Organisms Used in Solid State Fermentation (SSF)

  • The microbiological components of SSF can occur as single pure cultures, mixed identifiable cultures or totally mixed indigenous microorganisms.
  • Some SSF processes e.g., tempeh and ontjom production, requires selective growth of organisms such as molds that need low moisture levels to carry out fermentation with the help of extracellular enzymes secreted by fermenting microorganisms.
  • However, bacteria and yeasts, which require higher moisture content for efficient fermentation, can also be used for SSF, but with a lower yield.

Steps in Solid State Fermentation (SSF)

Schematic of solid state fermenter for conversion of lignocellulosic biomass to enzymes.

Figure: Schematic of solid state fermenter for conversion of lignocellulosic biomass to enzymes. Source: Amit K. Jaiswal.

SSF is normally multistep processes involving the following steps:

1. Pre-treatment of substrate raw materials either by mechanical, chemical or biochemical processing to enhance the availability of the bound nutrients and also to reduce the size of the components, e.g., pulverizing straw and shredding vegetable materials to optimize the physical aspects of the process. However, the cost of pre-treatment must be balanced with the eventual product value.

2. Hydrolysis of primarily polymeric substrates, e.g., polysaccharides and proteins.

3. Utilization (fermentation) of hydrolysis products.

4. Separation and purification of end products.

  • The low moisture content of SSF enables a smaller reactor volume per substrate mass than LSF and also simplifies product recovery.
  • However, serious problems arise with respect to mixing, heat exchange, oxygen transfer, moisture control and gradients of pH, nutrient and product as a consequence of the heterogeneity of the culture.
  • The latter characteristic of SSF renders the measurement and control of the above-mentioned parameters difficult, laborious and often inaccurate, thereby limiting the industrial potential of this technology. Due to these problems, the micro-organisms that have been selected for SSF are more tolerant to a wide range of cultivation conditions.
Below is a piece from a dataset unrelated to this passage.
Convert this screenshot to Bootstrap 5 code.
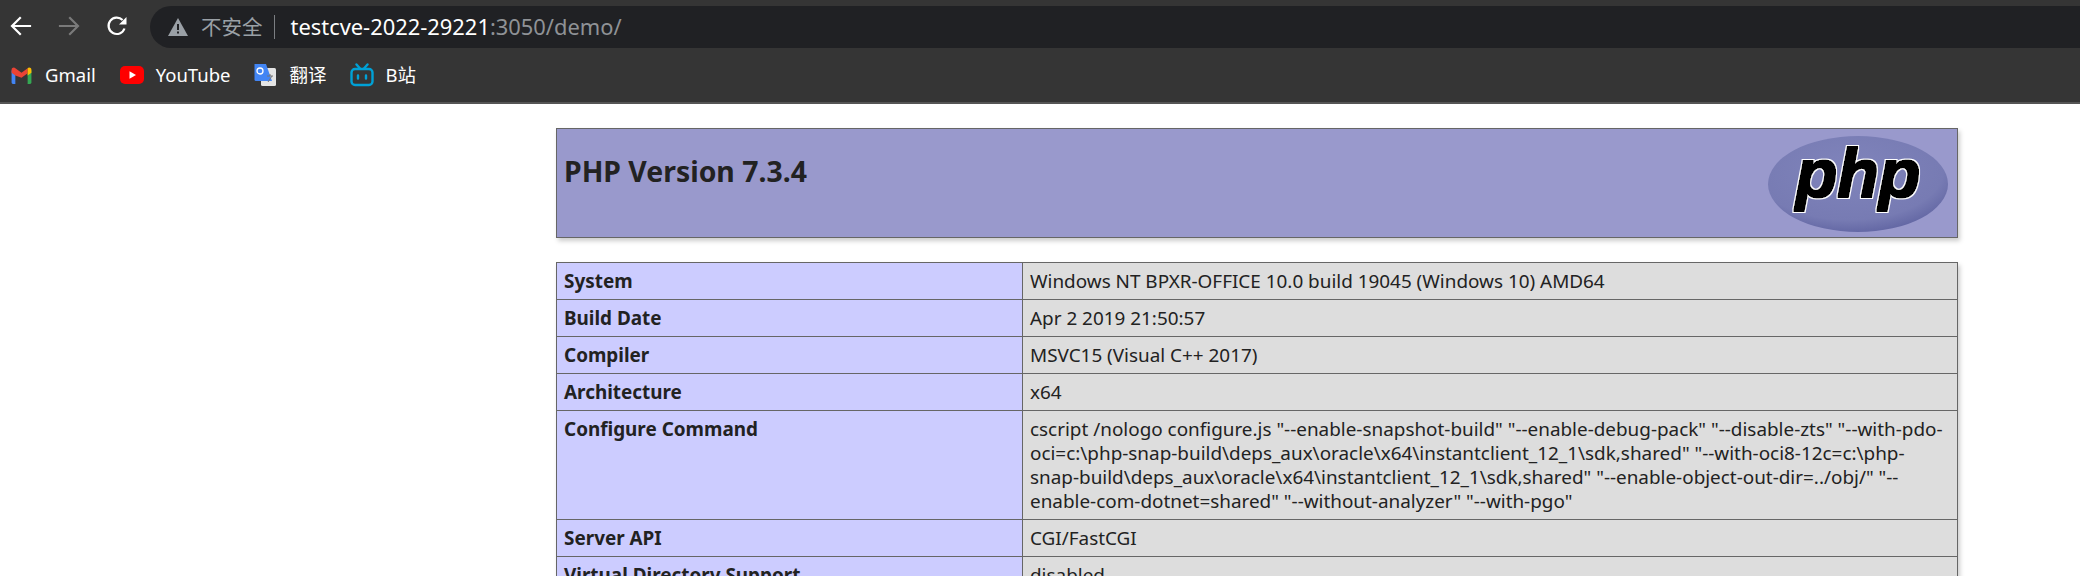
<!DOCTYPE html>
<html lang="zh">
<head>
<meta charset="utf-8">
<title>phpinfo</title>
<link href="https://cdn.jsdelivr.net/npm/bootstrap@5.3.0/dist/css/bootstrap.min.css" rel="stylesheet">
<style>
html,body{height:576px;overflow:hidden;background:#fff}
body{font-family:"Noto Sans","Noto Sans CJK SC",sans-serif;color:#222}
.chrome-top{background:#353535;height:104px;border-bottom:2px solid #555;color:#fff}
.nav-row{height:54px;padding-top:6px}
.nav-btns{width:150px;padding-left:9px;gap:24px}
.nav-btns svg{width:24px;height:24px;display:block}
.omni{height:42px;background:#202124;border-radius:21px 0 0 21px;padding-left:18px;font-size:21.9px}
.sec-label{color:#9aa0a6;margin-left:13px;font-size:20.5px}
.sec-sep{width:1px;height:24px;background:#7b7e82;margin:0 16px 0 11px}
.url-host{color:#fff}
.url-rest{color:#8f9296}
.marks{height:42px;font-size:18.5px;padding-left:10px}
.mark-item svg{display:block}
.mi-gmail{margin-right:24px}.mi-gmail svg{margin-right:12px}
.mi-yt{margin-right:23px}.mi-yt svg{margin-right:12px}
.mi-tr{margin-right:23px}.mi-tr svg{margin-right:12px}
.mi-bl svg{margin-right:12px}
.php-wrap{margin:24px 0 0 556px;width:1402px}
.php-head{height:110px;background:#99c;border:1px solid #666;box-shadow:1.5px 3px 4.5px #ccc;margin-bottom:24px;padding:21px 8px 0 7px}
.php-head h1{font-size:28.4px;font-weight:700;margin:0;line-height:1.5;color:#222}
.php-logo{width:182px;height:98px;display:block;margin:-15px 0 0 0}
.info-tbl{width:1402px;table-layout:fixed;border-collapse:collapse;box-shadow:1.5px 3px 4.5px #ccc;margin:0;font-size:18.9px;line-height:24px}
.info-tbl td{border:1px solid #666;padding:6px 7px;vertical-align:top;color:#222}
.info-tbl td.lbl{width:466px;background:#ccf;font-weight:700}
.info-tbl td.val{background:#ddd;white-space:nowrap;overflow:hidden}
</style>
</head>
<body>
<header class="chrome-top">
  <div class="nav-row d-flex align-items-start">
    <div class="nav-btns d-flex align-items-center pt-2">
      <svg viewBox="0 0 24 24" fill="none" stroke="#fff" stroke-width="2.2" stroke-linecap="square"><path d="M21 12H4M11 4l-8 8 8 8"/></svg>
      <svg viewBox="0 0 24 24" fill="none" stroke="#7a7a7a" stroke-width="2.2" stroke-linecap="square"><path d="M3 12h17M13 4l8 8-8 8"/></svg>
      <svg viewBox="0 0 24 24" fill="none" stroke="#fff" stroke-width="2.2"><path d="M19.5 14.5A8.2 8.2 0 1 1 17.6 6"/><path d="M21.5 3v7.5H14z" fill="#fff" stroke="none"/></svg>
    </div>
    <div class="omni flex-grow-1 d-flex align-items-center">
      <svg width="20" height="18" viewBox="0 0 20 18"><path d="M10 0 20 18H0z" fill="#9aa0a6"/><path d="M9 6h2v6H9zM9 13.5h2v2H9z" fill="#202124"/></svg>
      <span class="sec-label">不安全</span>
      <span class="sec-sep"></span>
      <span><span class="url-host">testcve-2022-29221</span><span class="url-rest">:3050/demo/</span></span>
    </div>
  </div>
  <nav class="marks d-flex align-items-center">
    <div class="mark-item mi-gmail d-flex align-items-center">
      <svg width="23" height="17" viewBox="0 0 24 18"><path d="M1.5 18V3.5L5.5 6.5V18H3a1.5 1.5 0 0 1-1.5-1.5z" fill="#4285f4"/><path d="M18.5 18V6.5L22.5 3.5V16.500A1.5 1.5 0 0 1 21 18z" fill="#34a853"/><path d="M5.5 9 1.5 6V3C1.5 .8 4 0 5.500 1.2L12 6l6.5-4.8V6.5L12 11.3z" fill="#ea4335"/><path d="M18.5 1.2C20 0 22.5.8 22.5 3V6l-4 3z" fill="#fbbc04"/></svg>
      <span>Gmail</span>
    </div>
    <div class="mark-item mi-yt d-flex align-items-center">
      <svg width="24" height="18" viewBox="0 0 24 18"><rect width="24" height="18" rx="5" fill="#f00"/><path d="M9.5 5.3 16 9l-6.5 3.7z" fill="#fff"/></svg>
      <span>YouTube</span>
    </div>
    <div class="mark-item mi-tr d-flex align-items-center">
      <svg width="24" height="24" viewBox="0 0 24 24"><rect x="8" y="5" width="15" height="18" rx="1.5" fill="#e4e4e4"/><path d="M1.5 1h11.5L19 18H3a1.5 1.5 0 0 1-1.5-1.5z" fill="#4285f4"/><circle cx="7" cy="8" r="3" fill="none" stroke="#fff" stroke-width="1.3"/><path d="M14 13h6M17 11v2M15 19l4-6" stroke="#777" stroke-width="1" fill="none"/></svg>
      <span>翻译</span>
    </div>
    <div class="mark-item mi-bl d-flex align-items-center">
      <svg width="24" height="24" viewBox="0 0 24 24" fill="none" stroke="#00a1d6" stroke-width="2.4"><rect x="1.5" y="6" width="21" height="16" rx="3.5"/><path d="M6.5 1.5 10 5.500M17.5 1.5 14 5.500" stroke-linecap="round"/><path d="M8 12.5v3M16 12.5v3" stroke-linecap="round"/></svg>
      <span>B站</span>
    </div>
  </nav>
</header>
<main class="php-wrap">
  <div class="php-head d-flex justify-content-between align-items-start">
    <h1>PHP Version 7.3.4</h1>
    <svg class="php-logo" viewBox="0 0 182 98" role="img" aria-label="PHP logo">
      <defs>
        <radialGradient id="lg" cx=".45" cy=".35" r=".75"><stop offset="0" stop-color="#8084bb"/><stop offset=".7" stop-color="#777bb3"/><stop offset="1" stop-color="#565a9a"/></radialGradient>
        <filter id="heavy" x="-10%" y="-10%" width="120%" height="120%">
          <feMorphology in="SourceGraphic" operator="dilate" radius="1" result="thick"/>
          <feMorphology in="SourceAlpha" operator="dilate" radius="2.2" result="outer"/>
          <feFlood flood-color="#fff" result="white"/>
          <feComposite in="white" in2="outer" operator="in" result="halo"/>
          <feMerge><feMergeNode in="halo"/><feMergeNode in="thick"/></feMerge>
        </filter>
      </defs>
      <ellipse cx="91" cy="49" rx="90" ry="48" fill="url(#lg)"/>
      <text x="91" y="62" text-anchor="middle" font-family="Liberation Sans" font-style="italic" font-weight="700" font-size="68" fill="#000" filter="url(#heavy)">php</text>
    </svg>
  </div>
  <table class="info-tbl table">
    <tbody>
      <tr><td class="lbl">System</td><td class="val">Windows NT BPXR-OFFICE 10.0 build 19045 (Windows 10) AMD64</td></tr>
      <tr><td class="lbl">Build Date</td><td class="val">Apr 2 2019 21:50:57</td></tr>
      <tr><td class="lbl">Compiler</td><td class="val">MSVC15 (Visual C++ 2017)</td></tr>
      <tr><td class="lbl">Architecture</td><td class="val">x64</td></tr>
      <tr><td class="lbl">Configure Command</td><td class="val">cscript /nologo configure.js "--enable-snapshot-build" "--enable-debug-pack" "--disable-zts" "--with-pdo-<br>oci=c:\php-snap-build\deps_aux\oracle\x64\instantclient_12_1\sdk,shared" "--with-oci8-12c=c:\php-<br>snap-build\deps_aux\oracle\x64\instantclient_12_1\sdk,shared" "--enable-object-out-dir=../obj/" "--<br>enable-com-dotnet=shared" "--without-analyzer" "--with-pgo"</td></tr>
      <tr><td class="lbl">Server API</td><td class="val">CGI/FastCGI</td></tr>
      <tr><td class="lbl">Virtual Directory Support</td><td class="val">disabled</td></tr>
    </tbody>
  </table>
</main>
</body>
</html>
Applications of Solid State Fermentation (SSF)

  • Solid-state fermentation has emerged as a potential technology for the production of microbial products such as feed, fuel, food, industrial chemicals, and pharmaceutical products.
  • It is widely applied to producing several enzymes, organic acids, flavoring compounds etc., which must be extracted and purified and then used in different products.
  • Its application in bioprocesses such as bioleaching, bio-beneficiation, bioremediation, bio-pulping, etc. has offered several advantages.

Advantages of Solid State Fermentation (SSF)

  • The main advantage of such methods is that it produces a minimum amount of waste and liquid effluent thus not very damaging to the environment.
  • Solid substrate fermentation employs simple natural solids as the media.
  • Low technology, low energy expenditure and requires less capital investment.
  • No need for sterilization, less microbial contamination, and easy downstream processing.
  • Utilization of agro-industrial residues as substrates in SSF processes provides an alternative avenue and value-addition to these otherwise under- or non-utilized residues. 
  • The yield of the products is reasonably high.
  • Bioreactor design, aeration process, and effluent treatment are quite simple.
  • Many domestic, industrial and agricultural wastes can be fruitfully used in SSF.

Limitations of Solid State Fermentation (SSF)

  • The microorganisms that tolerate only low moisture content can be used.
  • Precise monitoring of SSF (e.g., O2 and CO2 levels, moisture content) is not possible.
  • The organisms grow slowly and consequently, there is a limitation in product formation.
  • Heat production creates problems, and it is very difficult to regulate the growth environment.